Ordonnancement par périodes, de plusieurs années souvent, qui situent le travail et la recherche dans un temps assez long et dans un environnement de formes, au sens le plus large. Petit cadre destiné à ne pas abandonner le public dans l’amplitude de l’œuvre (4000 pièces environ).
Ces titres décrivent très explicitement une situation matérielle, géographique ou géométrique, et un état temporel, un ordre saisi à un moment donné.
Dans le champ de la multiplicité et de l’interaction, cela rend Métaconnexions, Disjonctions résonantes, Combinatoires variations, Convergences paradoxales, Intercepts, Croisements, Ramifications.
Les modalités précises de l’intersection mènent à Les croix ou la dissymétrie du T, comme au port mexicain de Veracruz.
Études-emboîtement, Extensions, Rotations 90°, Lignes parasites indiquent une gestualité, une action physique portant sur la modification d’un objet à un instant donné.
Retables se réfère à une des figures historiques du polyptyque, et se voit adjoindre des spécifications descriptives séparés, non-séparés et emboîtement. Certains titres font le compte brut du nombre des composants du polyptyque, Quattri, Triphasés, Triades-relation.
Temps et intervalle sont également présents dans Entrelaps ou Equilibres métastables ce dernier marque une lenteur extrême et donc quasiment insignifiante dans la modification.

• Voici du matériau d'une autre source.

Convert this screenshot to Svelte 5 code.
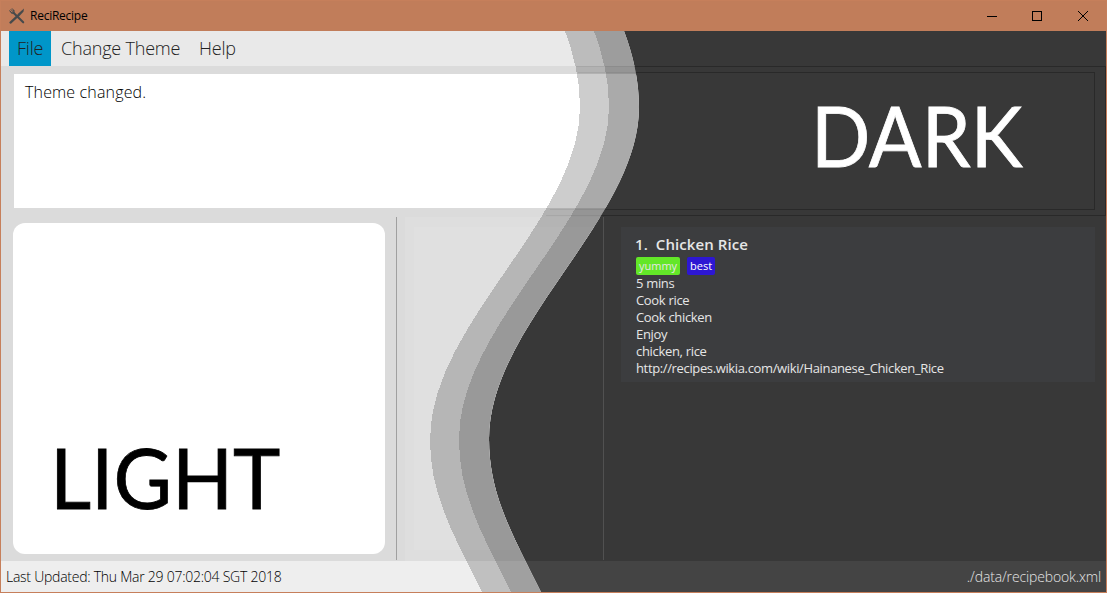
<script>
  const menus = ['File', 'Change Theme', 'Help'];
  const recipe = {
    title: '1.  Chicken Rice',
    tags: [
      { name: 'yummy', kind: 'green' },
      { name: 'best', kind: 'blue' }
    ],
    lines: ['5 mins', 'Cook rice', 'Cook chicken', 'Enjoy', 'chicken, rice'],
    url: 'http://recipes.wikia.com/wiki/Hainanese_Chicken_Rice'
  };
  // Wave outline running from the top of the content area to its bottom
  const wave = (dx) =>
    `M${623 + dx} 0C${632 + dx} 24 ${638 + dx} 49 ${638 + dx} 76C${638 + dx} 188 ${488 + dx} 293 ${488 + dx} 408C${488 + dx} 463 ${510 + dx} 501 ${540 + dx} 561`;
  const edge = `${wave(0)}L0 561L0 0Z`;
  const shade = (dx) => `${wave(dx)}L1105 561L1105 0Z`;
</script>

<div class="window">
  <header class="titlebar">
    <svg class="logo" width="16" height="16" viewBox="0 0 16 16">
      <path d="M15 .6L9.6 5.2L7.8 8L10 8.4L14.4 3.8Z" fill="#474a4b" />
      <path d="M9 7.6L1.5 14.6" stroke="#474a4b" stroke-width="2.2" stroke-linecap="round" />
      <path d="M.5 2.3L3 5M1.7 1.2L4.2 3.8M3 .4L5.4 3M1 3C2.2 5.8 3.6 5.8 5 5.2C5.6 4.4 5.2 3.2 4.2 2" fill="none" stroke="#474a4b" stroke-width="1" />
      <path d="M4.2 4.4L14.2 14.3" stroke="#474a4b" stroke-width="2.1" stroke-linecap="round" />
    </svg>
    <span class="app-name">ReciRecipe</span>
    <svg class="controls" width="106" height="12" viewBox="0 0 106 12" fill="none" stroke="#000">
      <path d="M1 6.5H11M46.5 1.5H55.5V10.5H46.5Z" shape-rendering="crispEdges" />
      <path d="M92 1L102 11M102 1L92 11" />
    </svg>
  </header>

  <main class="stage">
    <section class="layer dark">
      <div class="menubar"></div>
      <div class="result-pane"><div class="result"><span class="big dark-word">DARK</span></div></div>
      <div class="split">
        <div class="list-pane">
          <article class="recipe">
            <h1>{recipe.title}</h1>
            <div class="tags">
              {#each recipe.tags as tag}<span class="tag {tag.kind}">{tag.name}</span>{/each}
            </div>
            {#each recipe.lines as line}<p>{line}</p>{/each}
            <p class="url">{recipe.url}</p>
          </article>
        </div>
      </div>
      <footer><span class="path">./data/recipebook.xml</span></footer>
    </section>

    <section class="layer light" style:clip-path={`path("${edge}")`}>
      <nav class="menubar">
        {#each menus as menu, i}<span class="menu m{i}">{menu}</span>{/each}
      </nav>
      <div class="result-pane"><div class="result"><span class="message">Theme changed.</span></div></div>
      <div class="split">
        <div class="card-pane"><div class="card"><span class="big light-word">LIGHT</span></div></div>
        <div class="list-pane"><div class="list"></div></div>
      </div>
      <footer><span class="updated">Last Updated: Thu Mar 29 07:02:04 SGT 2018</span></footer>
      <svg class="bands" width="1105" height="561" viewBox="0 0 1105 561" shape-rendering="crispEdges">
        <path d={shade(-59)} fill="#383838" fill-opacity=".25" />
        <path d={shade(-30)} fill="#383838" fill-opacity=".23" />
        <path d="M575 35.5H640M577 41.5H640M549 178.5H640M545 184.5H640" stroke="#222" stroke-opacity=".07" />
      </svg>
    </section>
  </main>
</div>

<style>
  :global(body) { margin: 0; overflow: hidden; }
  .window {
    box-sizing: border-box;
    width: 1107px;
    height: 593px;
    border: 1px solid #c67f5b;
    background: #383838;
    font-family: "Open Sans", "Noto Sans", sans-serif;
  }
  .titlebar {
    display: flex;
    align-items: center;
    height: 30px;
    padding: 0 14px 0 8px;
    background: #c17d5a;
    color: #000;
  }
  .logo { display: block; }
  .app-name { margin-left: 5px; font: 12px/20px "Open Sans", sans-serif; letter-spacing: -0.25px; }
  .controls { display: block; margin: -1px 0 0 auto; }
  .stage { display: grid; height: 561px; }
  .layer {
    grid-area: 1 / 1;
    display: flex;
    flex-direction: column;
    min-width: 0;
    height: 561px;
    overflow: hidden;
  }
  .dark { background: #383838; color: #e6e6e6; }
  .light { background: #dbdbdb; color: #000; position: relative; }
  .menubar { display: flex; flex: 0 0 35px; padding-left: 8px; }
  .light .menubar { background: #e9e9e9; }
  .menu { box-sizing: border-box; font-size: 18px; font-weight: 300; line-height: 35px; letter-spacing: -0.2px; color: #222; white-space: nowrap; }
  .m0 { width: 42px; padding-left: 8px; background: #0096c9; }
  .m1 { width: 138px; padding-left: 10px; }
  .m2 { padding-left: 10px; }
  .result-pane { box-sizing: border-box; flex: 0 0 150px; }
  .dark .result-pane { border: 1px solid #292929; border-left: 0; padding: 5px 10px 5px 0; }
  .dark .result { box-sizing: border-box; height: 138px; border: 1px solid #292929; border-left: 0; display: flex; justify-content: flex-end; padding: 10px 72px 0 0; }
  .light .result-pane { padding: 8px 13px; }
  .light .result { height: 134px; background: #fff; padding-left: 11px; box-sizing: border-box; }
  .message { font-size: 16px; font-weight: 300; line-height: 36px; letter-spacing: 0.15px; display: block; }
  .big { font-family: Lato, sans-serif; font-size: 84px; line-height: 103px; white-space: nowrap; display: block; }
  .dark-word { color: #fff; transform: scaleX(.93); transform-origin: right; -webkit-text-stroke: 0.8px #fff; }
  .light-word { transform: scaleX(.953); transform-origin: left; -webkit-text-stroke: 0.8px #000; }
  .split { display: flex; flex: 0 0 345px; box-sizing: border-box; padding-top: 1px; }
  .dark .split { padding-left: 602px; }
  .dark .list-pane { flex: 1; height: 343px; border-left: 1px solid #515151; padding: 10px 11px 0 17px; box-sizing: border-box; }
  .recipe { height: 155px; box-sizing: border-box; background: #3c3d3f; padding: 7px 15px 0; }
  .recipe h1 { margin: 0 0 0 -1px; font-size: 15px; font-weight: 600; line-height: 20px; white-space: pre; letter-spacing: 0.08px; }
  .tags { display: flex; gap: 7px; margin: 3px 0 1px; height: 17px; }
  .tag { height: 18px; box-sizing: border-box; padding: 0 3px; border-radius: 2px; font-size: 11px; line-height: 17px; }
  .green { background: #63e728; width: 44px; }
  .blue { background: #2d17d3; width: 28px; color: #fff; }
  .recipe p { margin: 0; font-size: 13px; line-height: 17px; letter-spacing: -0.32px; white-space: nowrap; }
  .recipe .url { letter-spacing: -0.36px; }
  .card-pane { box-sizing: border-box; width: 396px; height: 343px; padding: 6px 11px 6px 12px; border-right: 1px solid #a0a0a0; }
  .card { box-sizing: border-box; height: 331px; border-radius: 12px; background: #fff; padding: 202px 0 0 37px; }
  .light .list-pane { box-sizing: border-box; flex: 1; padding: 10px; padding-left: 17px; background: linear-gradient(90deg, #dbdbdb 8px, #dedede 8px); }
  .list { height: 323px; background: #e0e0e0; }
  footer { display: flex; flex: 0 0 31px; font-size: 14px; font-weight: 300; line-height: 31px; padding: 0 5px; }
  .dark footer { background: #444; justify-content: flex-end; }
  .light footer { background: #eee; }
  .updated { letter-spacing: -0.25px; }
  .path { letter-spacing: -0.14px; }
  .bands { position: absolute; inset: 0; }
</style>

Archipels constitue un hommage et un signe de proximité intellectuelle avec les penseurs Gilles Deleuze, Félix Guattari et Édouard Glissant, réunis dans ce concept commun. De la même manière, la série d’Images désirantes joue avec les « machines désirantes » que Guattari et Deleuze définissent comme « pouvoir de connexion à l’infini », flux et coupures de ces flux (L’anti-Œdipe, éditions de Minuit, 1972, page 469). Le flux traversant les images oriente leur processus de production selon le modèle du rhizome, c’est-à-dire sans qu’aucun élément ne tienne une position centrale auprès de subordonnés, mais que chacun puisse également affecter ou influencer les autres. Le couplage crée une multiplicité entre des œuvres qui sont aussi des objets partiels. Selon les principes de connexion et d’hétérogénéité générant la complexité, la totalité n’est pas la simple addition des parties.

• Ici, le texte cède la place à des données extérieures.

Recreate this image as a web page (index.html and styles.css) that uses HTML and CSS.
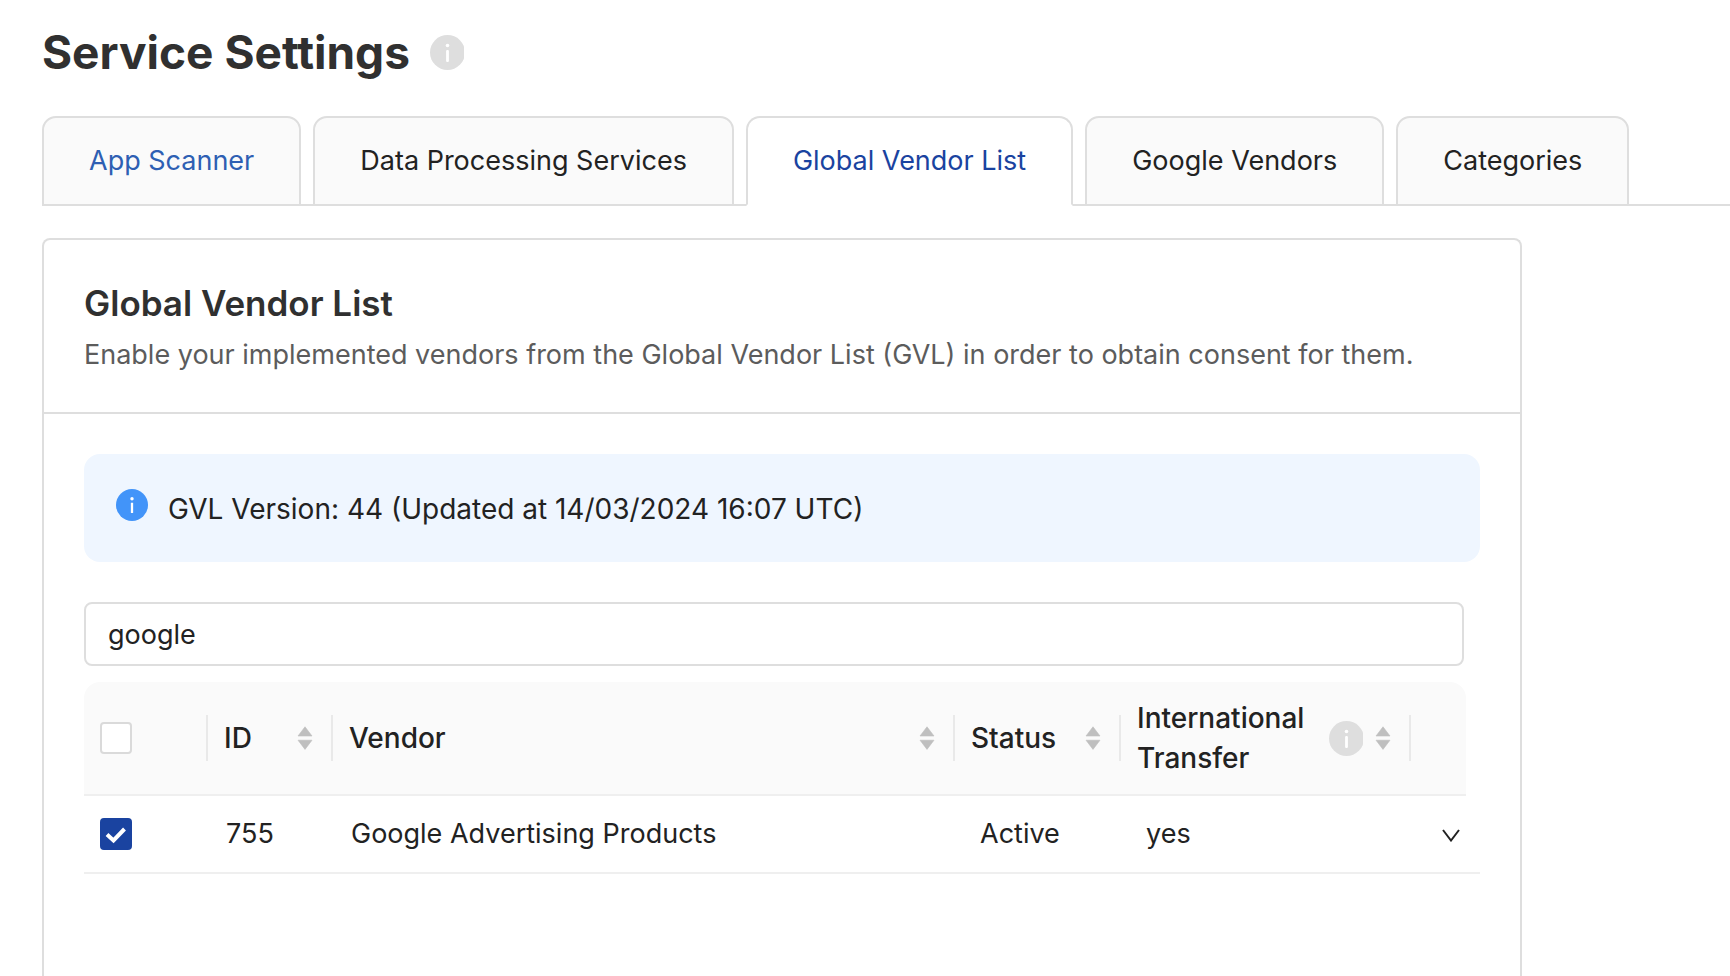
FILE: index.html
```html
<!DOCTYPE html>
<html lang="en">
<head>
<meta charset="utf-8">
<meta name="viewport" content="width=device-width, initial-scale=1">
<title>Service Settings</title>
<link rel="stylesheet" href="styles.css">
</head>
<body>
<svg class="sprite" aria-hidden="true">
  <symbol id="info" viewBox="0 0 34 35">
    <circle cx="17.5" cy="17.5" r="17.5" fill="#dedede"/>
    <circle cx="17.5" cy="10.5" r="1.8" fill="#fff"/>
    <rect x="16.1" y="15" width="2.8" height="12" rx="1" fill="#fff"/>
  </symbol>
  <symbol id="sort" viewBox="0 0 16 24">
    <path d="M8 0.8 L15 10 H1 Z M1 14.2 H15 L8 23.4 Z" fill="#bfbfbf" stroke="#bfbfbf" stroke-width="0.6" stroke-linejoin="round"/>
  </symbol>
</svg>
<header class="page-head">
  <h1 class="page-title">Service Settings</h1>
  <button class="icon-button" type="button" aria-label="About service settings"><svg class="info-icon"><use href="#info"/></svg></button>
</header>
<nav class="tabs" aria-label="Service settings">
  <a class="tab tab-hover" href="#scanner">App Scanner</a>
  <a class="tab" href="#services">Data Processing Services</a>
  <a class="tab tab-active" href="#gvl" aria-current="page">Global Vendor List</a>
  <a class="tab" href="#google">Google Vendors</a>
  <a class="tab" href="#categories">Categories</a>
</nav>
<main class="card">
  <div class="card-head">
    <h2 class="card-title">Global Vendor List</h2>
    <p class="card-text">Enable your implemented vendors from the Global Vendor List (GVL) in order to obtain consent for them.</p>
  </div>
  <div class="card-body">
    <div class="alert" role="status">
      <svg class="alert-icon" viewBox="64 64 896 896" aria-hidden="true"><circle cx="512" cy="512" r="448" fill="#4294f9"/><path d="M544 728c0 4.400-3.600 8-8 8h-48c-4.400 0-8-3.600-8-8V456c0-4.400 3.600-8 8-8h48c4.400 0 8 3.600 8 8zM512 384a48 48 0 010-96 48 48 0 010 96z" fill="#fff"/></svg>
      <span>GVL Version: 44 (Updated at 14/03/2024 16:07 UTC)</span>
    </div>
    <input class="search" type="text" value="google" aria-label="Search vendors">
    <table class="vendors">
      <colgroup>
        <col class="col-select"><col class="col-id"><col><col class="col-status"><col class="col-transfer"><col class="col-action"><col class="col-gutter">
      </colgroup>
      <thead>
        <tr>
          <th class="divided"><input class="check" type="checkbox" aria-label="Select all vendors"></th>
          <th class="divided"><div class="head-cell">ID<button class="icon-button" type="button" aria-label="Sort by ID"><svg class="sort-icon"><use href="#sort"/></svg></button></div></th>
          <th class="divided"><div class="head-cell">Vendor<button class="icon-button" type="button" aria-label="Sort by vendor"><svg class="sort-icon"><use href="#sort"/></svg></button></div></th>
          <th class="divided"><div class="head-cell">Status<button class="icon-button" type="button" aria-label="Sort by status"><svg class="sort-icon"><use href="#sort"/></svg></button></div></th>
          <th class="divided"><div class="head-cell"><span class="head-label">International Transfer</span><span class="head-tools"><button class="icon-button" type="button" aria-label="About international transfer"><svg class="info-icon"><use href="#info"/></svg></button><button class="icon-button" type="button" aria-label="Sort by international transfer"><svg class="sort-icon"><use href="#sort"/></svg></button></span></div></th>
          <th class="last-head"></th>
          <th class="gutter"></th>
        </tr>
      </thead>
      <tbody>
        <tr>
          <td><input class="check" type="checkbox" checked aria-label="Select Google Advertising Products"></td>
          <td>755</td>
          <td>Google Advertising Products</td>
          <td class="indent">Active</td>
          <td class="indent">yes</td>
          <td class="action" colspan="2"><button class="icon-button" type="button" aria-label="Expand row"><svg class="chevron" viewBox="0 0 18 14"><path d="M1 2 L9 12.500 L17 2" fill="none" stroke="#222" stroke-width="2"/></svg></button></td>
        </tr>
      </tbody>
    </table>
  </div>
</main>
</body>
</html>
```
FILE: styles.css
```css
* {
  box-sizing: border-box;
}

body {
  display: flex;
  flex-direction: column;
  min-height: 100vh;
  margin: 0;
  padding: 24px 0 0 42px;
  background: #fff;
  color: #222;
  font: 400 27px/40px Inter, "Liberation Sans", sans-serif;
}

.sprite {
  position: absolute;
  width: 0;
  height: 0;
}

.icon-button {
  display: flex;
  padding: 0;
  border: 0;
  background: none;
  cursor: pointer;
}

.info-icon {
  width: 34px;
  height: 35px;
}

.page-head {
  display: flex;
  align-items: center;
  gap: 20px;
  height: 56px;
}

.page-title {
  margin: 0;
  color: #303030;
  font-size: 46px;
  font-weight: 700;
  line-height: 56px;
}

.tabs {
  display: flex;
  gap: 12px;
  margin-top: 36px;
  box-shadow: inset 0 -2px #dedede;
}

.tab {
  padding: 23px 45px;
  border: 2px solid #dedede;
  border-radius: 14px 14px 0 0;
  background: #fafafa;
  color: #222;
  text-decoration: none;
  white-space: nowrap;
}

.tab-hover {
  color: #2e5fb3;
}

.tab-active {
  border-bottom-color: #fff;
  background: #fff;
  color: #1a43a0;
}

.card {
  flex: 1;
  width: calc(100% - 208px);
  margin-top: 32px;
  border: 2px solid #dedede;
  border-bottom: 0;
  border-radius: 8px 8px 0 0;
}

.card-head {
  padding: 41px 40px 37px;
  border-bottom: 2px solid #dedede;
}

.card-title {
  margin: 0 0 10px;
  color: #303030;
  font-size: 35px;
  font-weight: 600;
  line-height: 44px;
}

.card-text {
  margin: 0;
  color: #5c5c5c;
}

.card-body {
  padding: 40px;
}

.alert {
  display: flex;
  align-items: flex-start;
  gap: 20px;
  min-height: 108px;
  padding: 35px 32px 32px;
  border-radius: 16px;
  background: #eff6ff;
  font-size: 28px;
}

.alert-icon {
  width: 32px;
  height: 32px;
}

.search {
  display: block;
  width: calc(100% - 16px);
  height: 64px;
  margin: 40px 0 16px;
  padding: 0 22px;
  border: 2px solid #dedede;
  border-radius: 8px;
  background: #fff;
  color: #222;
  font: inherit;
}

.vendors {
  width: 100%;
  border-collapse: separate;
  border-spacing: 0;
  table-layout: fixed;
}

.col-select {
  width: 124px;
}

.col-id {
  width: 125px;
}

.col-status {
  width: 166px;
}

.col-transfer {
  width: 290px;
}

.col-action {
  width: 55px;
}

.col-gutter {
  width: 14px;
}

th {
  padding: 16px 20px 16px 16px;
  border-bottom: 2px solid #efefef;
  background: #fafafa linear-gradient(#e9e9e9, #e9e9e9) no-repeat right / 0 46px;
  font-size: 28px;
  font-weight: 500;
  text-align: left;
}

th.divided {
  background-size: 2px 46px;
}

th:first-child {
  border-top-left-radius: 16px;
}

th.last-head {
  border-top-right-radius: 16px;
}

th.gutter {
  padding: 0;
  border: 0;
  background: none;
}

.head-cell {
  display: flex;
  align-items: center;
  justify-content: space-between;
  height: 80px;
}

.head-label {
  width: min-content;
}

.head-tools {
  display: flex;
  align-items: center;
  gap: 12px;
}

.sort-icon {
  width: 16px;
  height: 24px;
}

td {
  height: 78px;
  padding: 0 18px;
  border-bottom: 2px solid #efefef;
}

td:first-child {
  padding: 0 16px;
}

td.indent {
  padding: 0 25px;
}

td.action {
  padding: 2px 0 0 31px;
}

.chevron {
  width: 18px;
  height: 14px;
}

.check {
  display: block;
  width: 32px;
  height: 32px;
  margin: 0;
  border: 2px solid #dadada;
  border-radius: 4px;
  background: #fff;
  appearance: none;
}

.check:checked {
  border-color: #1a43a0;
  background: #1a43a0 url("data:image/svg+xml,%3Csvg xmlns='http://www.w3.org/2000/svg' viewBox='0 0 28 28'%3E%3Cpath d='M5 14.500l6.500 6L22.500 9' fill='none' stroke='%23fff' stroke-width='4'/%3E%3C/svg%3E") center / 28px no-repeat;
}
```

L’œuvre de Françoise Deverre est à appréhender dans son intégrale littéralité. L’archipel n’a ni centre, ni périphérie, ni circonférence frontalière. Son être est tout entier dans la multiplicité, la mobilité et le rythme.
Étymologiquement, archi-pelagos met la continuité au cœur de l’image d’une mer totale, entière; puis l’évolution sémantique conduira l’archipel vers la discontinuité, il devient alors un ensemble d’îles au milieu d’une mer. L’archipel conjoint deux notions contradictoires, l’isolement et la liaison sans limites. Loin de se trouver closes sur elles-même, les îles d’un archipel sont reliées entre elles par la ruse d’un débord profond, sous-terrain et immergé.
L’archipel est une pluralité totale, un groupe de structures dotées d’un ordre et dont le dialogue favorise les glissements.
L’archipel se veut le contraire de la synthèse. Son lexique fait l’apologie de termes tels polyphonie, alliance, translation, zone-contact, interdépendance, recherche, entrecroisement, carrefour, interruption, superposition, retrouvailles, incertitude, fragment, béance, porosité, passage, rencontre, dé-hiérarchisation, intrications... L’ici ne s’oppose pas l’ailleurs. Il y a de la place pour tout le monde.
Cet univers-là, aux nombreuses interfaces - non celles que propose le capitalisme tentaculaire et omnipotent qui sert de contemporanéité au monde - mais celles de l’altérité - multiplie les voies, les échanges et les relations, et pratique le métissage, la contamination sans dissolution. Pour ces trois philosophes, il s’agit de soumettre la pensée au tremblement et à la discontinuation.
Sans bruit, Francoise Deverre porte son œuvre, dans le même mouvement, comme catalogue et processus. Chaque fragment de cet archipel en élaboration se fonde sur le désir comme production, révélation d’une identité construite au fil du temps et sur des œuvres pour envisager le monde. Un territoire atypique dont les entités fragmentaires sont liées mais non fixées. Une œuvre tel un polyptyque constitué à ce jour de plus d’un millier de toiles et ancré dans le divers et la disparité. Une libre et infinie variation sur les paradoxes de la peinture. Une œuvre où toutes les fractions entrent en relation, une composition dans laquelle l’archipel fait office d’opérateur esthétique.
Une peinture monde, nomade, qui déchiffre et lit la peinture. Qui érige sans reproduire, connectant des champs dans toutes leurs dimensions, ouvrant des paysages sur de constantes transformations.